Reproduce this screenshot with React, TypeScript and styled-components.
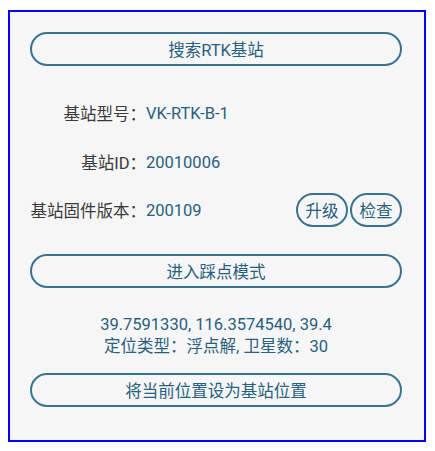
import React from 'react';
import styled, { createGlobalStyle } from 'styled-components';

const GlobalStyle = createGlobalStyle`
  html, body {
    margin: 0;
    padding: 0;
    background: #ffffff;
  }
  body {
    font-family: Roboto, "Noto Sans CJK SC", sans-serif;
  }
`;

const TEAL = '#28607f';
const LINE = '#3a7390';

function App() {
  const rows = [
    { label: '基站型号：', value: 'VK-RTK-B-1' },
    { label: '基站ID：', value: '20010006' }
  ];

  return (
    <>
      <GlobalStyle />
      <Frame>
        <WideBtn $top={20}>搜索RTK基站</WideBtn>

        {rows.map((row, i) => (
          <InfoRow key={row.label} $top={i === 0 ? 30 : 15}>
            <Label>{row.label}</Label>
            <Value>{row.value}</Value>
          </InfoRow>
        ))}

        <InfoRow $top={14}>
          <Label>基站固件版本：</Label>
          <Value>200109</Value>
          <SmallBtns>
            <SmallBtn>升级</SmallBtn>
            <SmallBtn>检查</SmallBtn>
          </SmallBtns>
        </InfoRow>

        <WideBtn $top={27}>进入踩点模式</WideBtn>

        <Position>
          <div>39.7591330, 116.3574540, 39.4</div>
          <div>定位类型：浮点解, 卫星数：30</div>
        </Position>

        <WideBtn $top={15}>将当前位置设为基站位置</WideBtn>
      </Frame>
    </>
  );
}

export default App;

const Frame = styled.div`
  box-sizing: border-box;
  width: 418px;
  height: 432px;
  margin: 10px 0 0 8px;
  border: 2px solid #0000ff;
  background: #f6f6f6;
  padding: 0 22px 0 20px;
  display: flex;
  flex-direction: column;
`;

const WideBtn = styled.button<{ $top: number }>`
  box-sizing: border-box;
  margin-top: ${(p) => p.$top}px;
  width: 100%;
  height: 34px;
  border: 2px solid ${LINE};
  border-radius: 17px;
  background: transparent;
  color: ${TEAL};
  font-family: Roboto, "Noto Sans CJK SC", sans-serif;
  font-size: 16.5px;
  padding: 0;
  cursor: pointer;
`;

const InfoRow = styled.div<{ $top: number }>`
  margin-top: ${(p) => p.$top}px;
  height: 34px;
  display: flex;
  align-items: center;
  font-size: 16.5px;
`;

const Label = styled.span`
  width: 116px;
  flex-shrink: 0;
  text-align: right;
  color: #3a3a3a;
  white-space: nowrap;
`;

const Value = styled.span`
  color: ${TEAL};
  flex: 1;
`;

const SmallBtns = styled.div`
  display: flex;
  gap: 2px;
`;

const SmallBtn = styled.button`
  box-sizing: border-box;
  width: 52px;
  height: 34px;
  border: 2px solid ${LINE};
  border-radius: 17px;
  background: transparent;
  color: ${TEAL};
  font-family: Roboto, "Noto Sans CJK SC", sans-serif;
  font-size: 16.5px;
  padding: 0;
  cursor: pointer;
`;

const Position = styled.div`
  margin-top: 26px;
  text-align: center;
  color: ${TEAL};
  font-size: 16.5px;
  line-height: 22px;
`;
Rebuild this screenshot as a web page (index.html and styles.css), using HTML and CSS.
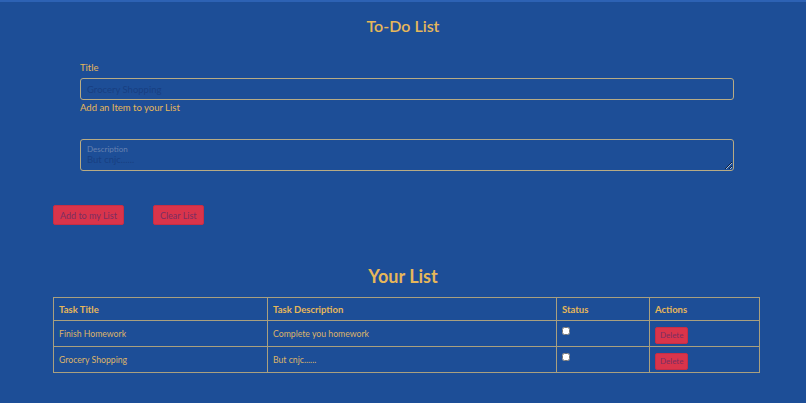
FILE: index.html
```html
<!DOCTYPE html>
<html>
<head>
  <title>To-Do List</title>
  <meta charset="UTF-8">
  <link rel="stylesheet" href="styles.css">
</head>
<body>
  <h1 class="page-title">To-Do List</h1>

  <!-- форма добавления -->
  <div class="form-box">
    <label class="field-label" for="titleInput">Title</label>
    <input type="text" id="titleInput" class="field" placeholder="Grocery Shopping">
    <p class="hint">Add an Item to your List</p>

    <div class="floating">
      <span class="floating-label">Description</span>
      <textarea id="descInput" class="field area">But cnjc......</textarea>
    </div>
  </div>

  <div class="btn-row">
    <button class="btn-red">Add to my List</button>
    <button class="btn-red">Clear List</button>
  </div>

  <h2 class="list-title">Your List</h2>

  <table class="task-table">
    <thead>
      <tr>
        <th class="col-title">Task Title</th>
        <th class="col-desc">Task Description</th>
        <th class="col-status">Status</th>
        <th>Actions</th>
      </tr>
    </thead>
    <tbody>
      <tr>
        <td>Finish Homework</td>
        <td>Complete you homework</td>
        <td><input type="checkbox"></td>
        <td><button class="btn-red btn-small">Delete</button></td>
      </tr>
      <tr>
        <td>Grocery Shopping</td>
        <td>But cnjc......</td>
        <td><input type="checkbox"></td>
        <td><button class="btn-red btn-small">Delete</button></td>
      </tr>
    </tbody>
  </table>
</body>
</html>
```
FILE: styles.css
```css
body {
  margin: 0;
  background: #1d4e97;
  border-top: 2px solid #2d62b4;
  font-family: Lato, "Open Sans", sans-serif;
  color: #e6b75a;
  font-size: 10px;
}
.page-title {
  text-align: center;
  font-size: 16px;
  font-weight: 600;
  margin: 12px 0 0;
  line-height: 24px;
}
.form-box { padding: 23px 72px 0 80px; }
.field-label { display: block; font-size: 9.5px; line-height: 14px; }
.field {
  display: block;
  width: 100%;
  box-sizing: border-box;
  background: transparent;
  border: 1.5px solid #b8ab84;
  border-radius: 3px;
  color: #183f82;
  font-family: inherit;
  font-size: 9.5px;
  padding: 3px 6px;
  margin-top: 3px;
  height: 22px;
}
.field::placeholder { color: #183f82; }
.hint { margin: 1px 0 0; font-size: 9.5px; line-height: 13px; }
.floating { position: relative; margin-top: 25px; }
.floating-label {
  position: absolute;
  left: 7px;
  top: 5px;
  font-size: 8px;
  color: #6781b0;
}
.area {
  height: 32px;
  padding: 14px 6px 0;
  resize: vertical;
  line-height: 12px;
  overflow-y: scroll;
}
.btn-row { display: flex; gap: 29px; padding: 34px 0 0 53px; }
.btn-red {
  background: #d9344b;
  border: 1px solid #c62e45;
  border-radius: 2px;
  color: #7a2f62;
  font-family: inherit;
  font-size: 9px;
  height: 20px;
  padding: 0 6px;
}
.list-title {
  text-align: center;
  font-size: 18px;
  font-weight: 700;
  margin: 39px 0 0;
  line-height: 24px;
}
.task-table {
  border-collapse: collapse;
  margin: 9px 0 0 53px;
  width: 707px;
}
.task-table th, .task-table td {
  border: 1px solid #a9a07f;
  text-align: left;
  padding: 0 5px;
  font-size: 9.5px;
}
.task-table th { height: 22px; font-weight: 700; }
.task-table td { height: 25px; color: #dcb46a; font-size: 8.7px; }
.col-title { width: 203px; }
.col-desc { width: 278px; }
.col-status { width: 82px; }
.task-table input[type="checkbox"] { margin: 0; width: 8px; height: 8px; vertical-align: 3px; }
.btn-small { height: 17px; font-size: 8px; padding: 0 4px; margin-top: 3px; }
```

__YOUR OBJECTIVE__: Within the data above, pick out all lines holding the word "index".

__THE COMPLETED TASK__:
Rebuild this screenshot as a web page (index.html and styles.css), using HTML and CSS.
FILE: index.html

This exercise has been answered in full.